Шестидесятники у Аксенова иногда помогают и поддерживают друг друга. Иногда молча отходят в сторону, сдавая своих. Одни из них решаются на отчаянные шаги. Другие вовремя останавливаются. Нет ничего обобщенного и раз и навсегда заданного. Нет разоблачения известных всем и не раз уже разоблаченных или оставшихся с безукоризненной репутацией.
И новые, хоть и крикливые имена, кажется, даны шестидесятникам не столько для создания художественной реальности, сколько чтобы уйти от забронзовевших образов и показать, какими они были обычными в общем-то людьми.
Кто посильнее, кто послабее. Кто и вовсе никуда не годен.
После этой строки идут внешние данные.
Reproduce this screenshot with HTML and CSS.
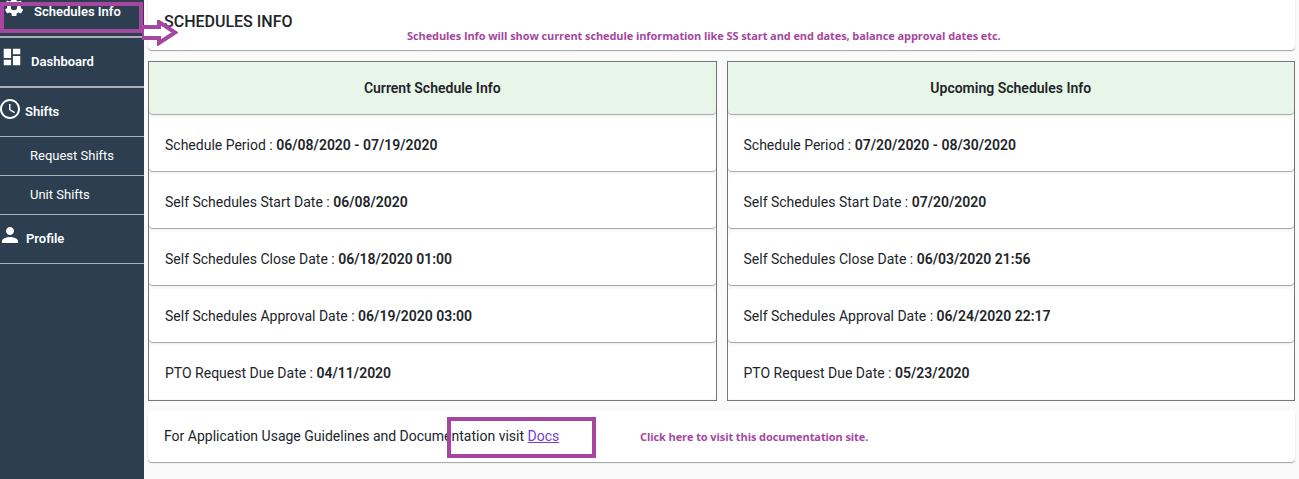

И вне всякого творчества, которое, несмотря на обилие стихотворных цитат, у героев последней книги Аксенова как-то по большей части никак не проявляется.
И все же, если перебрать то, что написано героями романа о том времени и о самих себе — эгоцентрическая ли лирика в прозе Нэллы Аххо, записки вокруг себя и своих стихов Антона Андреотиса, сборник ли собственной гражданской публицистики под заголовком «Шестидесантник» Яна Тушинского, роман Ваксона, кажется, к тем годам, людям и той жизни будет куда как ближе.
Если, конечно, не считать автобиографической прозы Булата Шалвовича, в которой тоже как нарочно вместо известного и любимого барда-шестидесятника действует, хоть и вполне узнаваемый, но все-таки даже несозвучный с ним по имени Отар Отарыч.
Василий Аксенов. Таинственная страсть (роман о шестидесятниках). М., «Семь дней», 2009.